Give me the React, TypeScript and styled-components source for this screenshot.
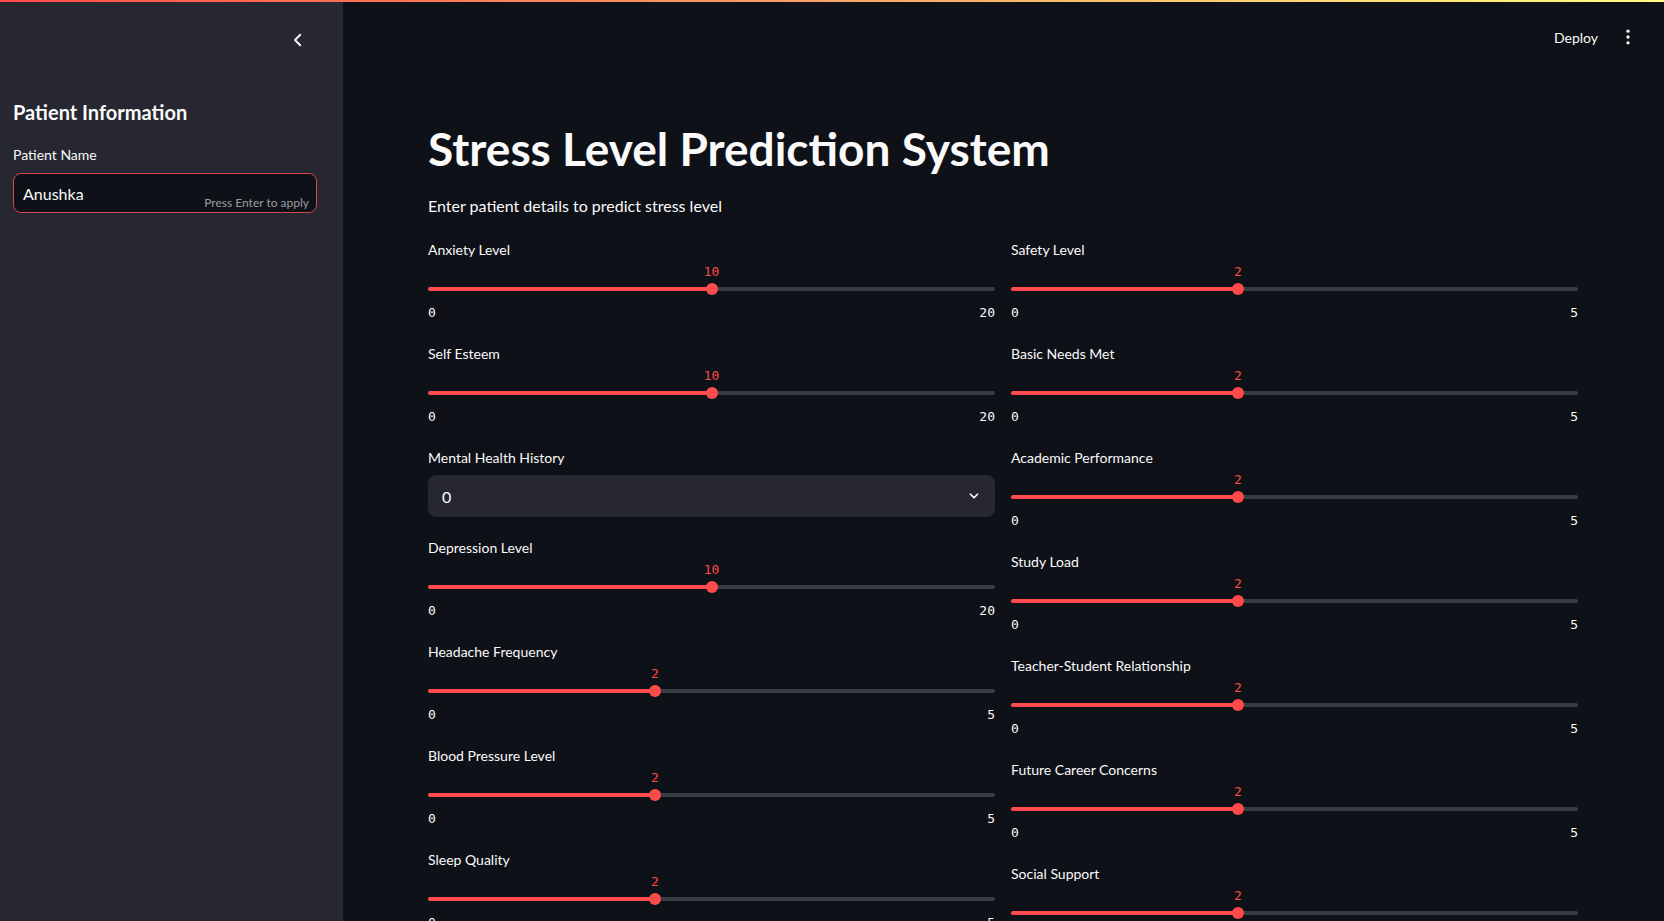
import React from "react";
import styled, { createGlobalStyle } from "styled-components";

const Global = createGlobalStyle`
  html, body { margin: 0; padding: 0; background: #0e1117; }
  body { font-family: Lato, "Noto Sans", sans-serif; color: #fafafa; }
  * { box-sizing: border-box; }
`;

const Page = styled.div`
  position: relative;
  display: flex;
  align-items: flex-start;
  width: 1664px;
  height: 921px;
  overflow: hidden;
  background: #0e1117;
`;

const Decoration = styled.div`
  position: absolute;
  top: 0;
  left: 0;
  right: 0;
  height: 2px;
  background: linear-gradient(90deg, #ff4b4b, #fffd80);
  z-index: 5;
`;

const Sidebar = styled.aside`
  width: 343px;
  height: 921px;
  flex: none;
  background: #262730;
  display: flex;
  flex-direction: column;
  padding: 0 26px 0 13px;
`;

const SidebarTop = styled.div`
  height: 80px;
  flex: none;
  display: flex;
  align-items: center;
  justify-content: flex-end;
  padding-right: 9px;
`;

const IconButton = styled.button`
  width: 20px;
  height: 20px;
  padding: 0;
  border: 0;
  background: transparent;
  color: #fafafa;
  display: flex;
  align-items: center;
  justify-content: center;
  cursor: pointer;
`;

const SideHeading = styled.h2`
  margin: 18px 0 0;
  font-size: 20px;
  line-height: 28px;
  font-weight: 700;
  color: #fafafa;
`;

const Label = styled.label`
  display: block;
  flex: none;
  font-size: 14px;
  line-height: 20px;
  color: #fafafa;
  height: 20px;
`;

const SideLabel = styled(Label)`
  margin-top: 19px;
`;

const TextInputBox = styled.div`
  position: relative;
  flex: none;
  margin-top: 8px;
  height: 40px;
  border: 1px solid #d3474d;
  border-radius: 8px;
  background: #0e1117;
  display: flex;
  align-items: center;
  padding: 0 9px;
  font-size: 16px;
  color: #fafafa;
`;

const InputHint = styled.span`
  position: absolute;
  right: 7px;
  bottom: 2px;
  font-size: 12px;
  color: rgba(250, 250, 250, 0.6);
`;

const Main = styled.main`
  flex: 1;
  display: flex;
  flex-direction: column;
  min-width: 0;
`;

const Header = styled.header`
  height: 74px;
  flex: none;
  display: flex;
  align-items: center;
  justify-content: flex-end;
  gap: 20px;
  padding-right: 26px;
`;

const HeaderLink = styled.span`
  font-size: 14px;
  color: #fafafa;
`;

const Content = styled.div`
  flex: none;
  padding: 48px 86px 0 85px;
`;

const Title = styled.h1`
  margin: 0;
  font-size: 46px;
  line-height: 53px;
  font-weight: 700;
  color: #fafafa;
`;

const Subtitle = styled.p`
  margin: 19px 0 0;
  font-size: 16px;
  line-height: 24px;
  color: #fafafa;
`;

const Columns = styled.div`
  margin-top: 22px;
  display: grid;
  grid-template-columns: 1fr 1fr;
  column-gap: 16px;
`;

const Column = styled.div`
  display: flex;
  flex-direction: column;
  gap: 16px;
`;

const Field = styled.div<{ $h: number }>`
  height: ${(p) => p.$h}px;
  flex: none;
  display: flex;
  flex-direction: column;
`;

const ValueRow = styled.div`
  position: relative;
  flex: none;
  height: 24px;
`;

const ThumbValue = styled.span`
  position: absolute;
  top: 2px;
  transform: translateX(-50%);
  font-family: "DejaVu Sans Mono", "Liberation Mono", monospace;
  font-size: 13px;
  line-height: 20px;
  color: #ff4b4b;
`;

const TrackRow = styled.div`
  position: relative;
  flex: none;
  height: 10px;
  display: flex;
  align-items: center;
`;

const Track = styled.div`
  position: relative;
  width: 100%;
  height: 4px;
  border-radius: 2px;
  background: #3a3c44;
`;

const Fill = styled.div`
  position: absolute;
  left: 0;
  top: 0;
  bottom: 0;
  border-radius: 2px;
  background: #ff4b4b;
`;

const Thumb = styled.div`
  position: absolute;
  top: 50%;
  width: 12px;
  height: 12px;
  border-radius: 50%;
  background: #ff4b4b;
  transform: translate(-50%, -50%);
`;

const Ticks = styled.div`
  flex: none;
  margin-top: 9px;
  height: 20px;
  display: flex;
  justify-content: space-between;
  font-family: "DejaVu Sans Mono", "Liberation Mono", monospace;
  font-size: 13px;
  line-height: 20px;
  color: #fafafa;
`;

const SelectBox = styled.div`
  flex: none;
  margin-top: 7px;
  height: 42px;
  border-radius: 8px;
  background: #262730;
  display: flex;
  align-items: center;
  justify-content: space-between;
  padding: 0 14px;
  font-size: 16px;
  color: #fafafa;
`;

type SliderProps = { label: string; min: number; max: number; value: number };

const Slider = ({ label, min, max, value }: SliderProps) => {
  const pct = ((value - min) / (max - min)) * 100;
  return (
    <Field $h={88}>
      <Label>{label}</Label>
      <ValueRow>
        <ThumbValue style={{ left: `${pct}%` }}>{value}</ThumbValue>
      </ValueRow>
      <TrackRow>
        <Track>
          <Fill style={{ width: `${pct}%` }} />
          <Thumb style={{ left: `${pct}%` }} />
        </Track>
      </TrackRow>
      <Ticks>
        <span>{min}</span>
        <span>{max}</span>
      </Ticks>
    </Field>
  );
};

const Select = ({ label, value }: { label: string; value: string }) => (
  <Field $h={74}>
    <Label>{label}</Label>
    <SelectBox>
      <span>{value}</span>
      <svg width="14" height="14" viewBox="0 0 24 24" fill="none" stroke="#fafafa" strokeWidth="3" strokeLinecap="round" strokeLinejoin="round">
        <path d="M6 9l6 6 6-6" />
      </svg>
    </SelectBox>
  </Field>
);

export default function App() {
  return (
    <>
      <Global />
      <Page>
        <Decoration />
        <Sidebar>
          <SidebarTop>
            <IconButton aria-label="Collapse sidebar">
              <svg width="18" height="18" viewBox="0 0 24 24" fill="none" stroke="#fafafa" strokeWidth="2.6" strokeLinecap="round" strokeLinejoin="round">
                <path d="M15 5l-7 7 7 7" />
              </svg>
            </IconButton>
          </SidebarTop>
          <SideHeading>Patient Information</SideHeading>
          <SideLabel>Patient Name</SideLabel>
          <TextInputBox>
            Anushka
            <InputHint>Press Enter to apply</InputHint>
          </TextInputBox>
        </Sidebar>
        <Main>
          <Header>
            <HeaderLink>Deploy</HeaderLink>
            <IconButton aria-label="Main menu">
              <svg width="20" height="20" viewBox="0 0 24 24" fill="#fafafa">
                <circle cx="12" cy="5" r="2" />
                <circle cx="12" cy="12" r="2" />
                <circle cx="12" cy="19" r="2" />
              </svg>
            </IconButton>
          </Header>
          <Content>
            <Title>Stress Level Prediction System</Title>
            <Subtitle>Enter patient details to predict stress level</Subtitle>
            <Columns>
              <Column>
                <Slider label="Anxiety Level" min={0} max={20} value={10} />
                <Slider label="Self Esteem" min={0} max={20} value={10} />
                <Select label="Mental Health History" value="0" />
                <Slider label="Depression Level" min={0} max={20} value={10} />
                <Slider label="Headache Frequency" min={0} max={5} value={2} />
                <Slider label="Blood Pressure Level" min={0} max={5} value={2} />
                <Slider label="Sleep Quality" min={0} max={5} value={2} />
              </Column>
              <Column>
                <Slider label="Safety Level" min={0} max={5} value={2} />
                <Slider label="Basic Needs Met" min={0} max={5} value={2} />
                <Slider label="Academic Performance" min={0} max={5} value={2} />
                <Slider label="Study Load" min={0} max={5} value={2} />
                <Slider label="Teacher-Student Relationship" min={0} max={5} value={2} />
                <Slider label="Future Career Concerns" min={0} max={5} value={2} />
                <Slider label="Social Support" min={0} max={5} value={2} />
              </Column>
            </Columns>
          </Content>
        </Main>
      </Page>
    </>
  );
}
# # # # # # #
▶ Problem to work on
Copy every line of the data exactly as written, excluding the pictures.

▶ Expected answer
Give me the React, TypeScript and styled-components source for this screenshot.
import React from "react";
import styled, { createGlobalStyle } from "styled-components";

const Global = createGlobalStyle`
  html, body { margin: 0; padding: 0; background: #0e1117; }
  body { font-family: Lato, "Noto Sans", sans-serif; color: #fafafa; }
  * { box-sizing: border-box; }
`;

const Page = styled.div`
  position: relative;
  display: flex;
  align-items: flex-start;
  width: 1664px;
  height: 921px;
  overflow: hidden;
  background: #0e1117;
`;

const Decoration = styled.div`
  position: absolute;
  top: 0;
  left: 0;
  right: 0;
  height: 2px;
  background: linear-gradient(90deg, #ff4b4b, #fffd80);
  z-index: 5;
`;

const Sidebar = styled.aside`
  width: 343px;
  height: 921px;
  flex: none;
  background: #262730;
  display: flex;
  flex-direction: column;
  padding: 0 26px 0 13px;
`;

const SidebarTop = styled.div`
  height: 80px;
  flex: none;
  display: flex;
  align-items: center;
  justify-content: flex-end;
  padding-right: 9px;
`;

const IconButton = styled.button`
  width: 20px;
  height: 20px;
  padding: 0;
  border: 0;
  background: transparent;
  color: #fafafa;
  display: flex;
  align-items: center;
  justify-content: center;
  cursor: pointer;
`;

const SideHeading = styled.h2`
  margin: 18px 0 0;
  font-size: 20px;
  line-height: 28px;
  font-weight: 700;
  color: #fafafa;
`;

const Label = styled.label`
  display: block;
  flex: none;
  font-size: 14px;
  line-height: 20px;
  color: #fafafa;
  height: 20px;
`;

const SideLabel = styled(Label)`
  margin-top: 19px;
`;

const TextInputBox = styled.div`
  position: relative;
  flex: none;
  margin-top: 8px;
  height: 40px;
  border: 1px solid #d3474d;
  border-radius: 8px;
  background: #0e1117;
  display: flex;
  align-items: center;
  padding: 0 9px;
  font-size: 16px;
  color: #fafafa;
`;

const InputHint = styled.span`
  position: absolute;
  right: 7px;
  bottom: 2px;
  font-size: 12px;
  color: rgba(250, 250, 250, 0.6);
`;

const Main = styled.main`
  flex: 1;
  display: flex;
  flex-direction: column;
  min-width: 0;
`;

const Header = styled.header`
  height: 74px;
  flex: none;
  display: flex;
  align-items: center;
  justify-content: flex-end;
  gap: 20px;
  padding-right: 26px;
`;

const HeaderLink = styled.span`
  font-size: 14px;
  color: #fafafa;
`;

const Content = styled.div`
  flex: none;
  padding: 48px 86px 0 85px;
`;

const Title = styled.h1`
  margin: 0;
  font-size: 46px;
  line-height: 53px;
  font-weight: 700;
  color: #fafafa;
`;

const Subtitle = styled.p`
  margin: 19px 0 0;
  font-size: 16px;
  line-height: 24px;
  color: #fafafa;
`;

const Columns = styled.div`
  margin-top: 22px;
  display: grid;
  grid-template-columns: 1fr 1fr;
  column-gap: 16px;
`;

const Column = styled.div`
  display: flex;
  flex-direction: column;
  gap: 16px;
`;

const Field = styled.div<{ $h: number }>`
  height: ${(p) => p.$h}px;
  flex: none;
  display: flex;
  flex-direction: column;
`;

const ValueRow = styled.div`
  position: relative;
  flex: none;
  height: 24px;
`;

const ThumbValue = styled.span`
  position: absolute;
  top: 2px;
  transform: translateX(-50%);
  font-family: "DejaVu Sans Mono", "Liberation Mono", monospace;
  font-size: 13px;
  line-height: 20px;
  color: #ff4b4b;
`;

const TrackRow = styled.div`
  position: relative;
  flex: none;
  height: 10px;
  display: flex;
  align-items: center;
`;

const Track = styled.div`
  position: relative;
  width: 100%;
  height: 4px;
  border-radius: 2px;
  background: #3a3c44;
`;

const Fill = styled.div`
  position: absolute;
  left: 0;
  top: 0;
  bottom: 0;
  border-radius: 2px;
  background: #ff4b4b;
`;

const Thumb = styled.div`
  position: absolute;
  top: 50%;
  width: 12px;
  height: 12px;
  border-radius: 50%;
  background: #ff4b4b;
  transform: translate(-50%, -50%);
`;

const Ticks = styled.div`
  flex: none;
  margin-top: 9px;
  height: 20px;
  display: flex;
  justify-content: space-between;
  font-family: "DejaVu Sans Mono", "Liberation Mono", monospace;
  font-size: 13px;
  line-height: 20px;
  color: #fafafa;
`;

const SelectBox = styled.div`
  flex: none;
  margin-top: 7px;
  height: 42px;
  border-radius: 8px;
  background: #262730;
  display: flex;
  align-items: center;
  justify-content: space-between;
  padding: 0 14px;
  font-size: 16px;
  color: #fafafa;
`;

type SliderProps = { label: string; min: number; max: number; value: number };

const Slider = ({ label, min, max, value }: SliderProps) => {
  const pct = ((value - min) / (max - min)) * 100;
  return (
    <Field $h={88}>
      <Label>{label}</Label>
      <ValueRow>
        <ThumbValue style={{ left: `${pct}%` }}>{value}</ThumbValue>
      </ValueRow>
      <TrackRow>
        <Track>
          <Fill style={{ width: `${pct}%` }} />
          <Thumb style={{ left: `${pct}%` }} />
        </Track>
      </TrackRow>
      <Ticks>
        <span>{min}</span>
        <span>{max}</span>
      </Ticks>
    </Field>
  );
};

const Select = ({ label, value }: { label: string; value: string }) => (
  <Field $h={74}>
    <Label>{label}</Label>
    <SelectBox>
      <span>{value}</span>
      <svg width="14" height="14" viewBox="0 0 24 24" fill="none" stroke="#fafafa" strokeWidth="3" strokeLinecap="round" strokeLinejoin="round">
        <path d="M6 9l6 6 6-6" />
      </svg>
    </SelectBox>
  </Field>
);

export default function App() {
  return (
    <>
      <Global />
      <Page>
        <Decoration />
        <Sidebar>
          <SidebarTop>
            <IconButton aria-label="Collapse sidebar">
              <svg width="18" height="18" viewBox="0 0 24 24" fill="none" stroke="#fafafa" strokeWidth="2.6" strokeLinecap="round" strokeLinejoin="round">
                <path d="M15 5l-7 7 7 7" />
              </svg>
            </IconButton>
          </SidebarTop>
          <SideHeading>Patient Information</SideHeading>
          <SideLabel>Patient Name</SideLabel>
          <TextInputBox>
            Anushka
            <InputHint>Press Enter to apply</InputHint>
          </TextInputBox>
        </Sidebar>
        <Main>
          <Header>
            <HeaderLink>Deploy</HeaderLink>
            <IconButton aria-label="Main menu">
              <svg width="20" height="20" viewBox="0 0 24 24" fill="#fafafa">
                <circle cx="12" cy="5" r="2" />
                <circle cx="12" cy="12" r="2" />
                <circle cx="12" cy="19" r="2" />
              </svg>
            </IconButton>
          </Header>
          <Content>
            <Title>Stress Level Prediction System</Title>
            <Subtitle>Enter patient details to predict stress level</Subtitle>
            <Columns>
              <Column>
                <Slider label="Anxiety Level" min={0} max={20} value={10} />
                <Slider label="Self Esteem" min={0} max={20} value={10} />
                <Select label="Mental Health History" value="0" />
                <Slider label="Depression Level" min={0} max={20} value={10} />
                <Slider label="Headache Frequency" min={0} max={5} value={2} />
                <Slider label="Blood Pressure Level" min={0} max={5} value={2} />
                <Slider label="Sleep Quality" min={0} max={5} value={2} />
              </Column>
              <Column>
                <Slider label="Safety Level" min={0} max={5} value={2} />
                <Slider label="Basic Needs Met" min={0} max={5} value={2} />
                <Slider label="Academic Performance" min={0} max={5} value={2} />
                <Slider label="Study Load" min={0} max={5} value={2} />
                <Slider label="Teacher-Student Relationship" min={0} max={5} value={2} />
                <Slider label="Future Career Concerns" min={0} max={5} value={2} />
                <Slider label="Social Support" min={0} max={5} value={2} />
              </Column>
            </Columns>
          </Content>
        </Main>
      </Page>
    </>
  );
}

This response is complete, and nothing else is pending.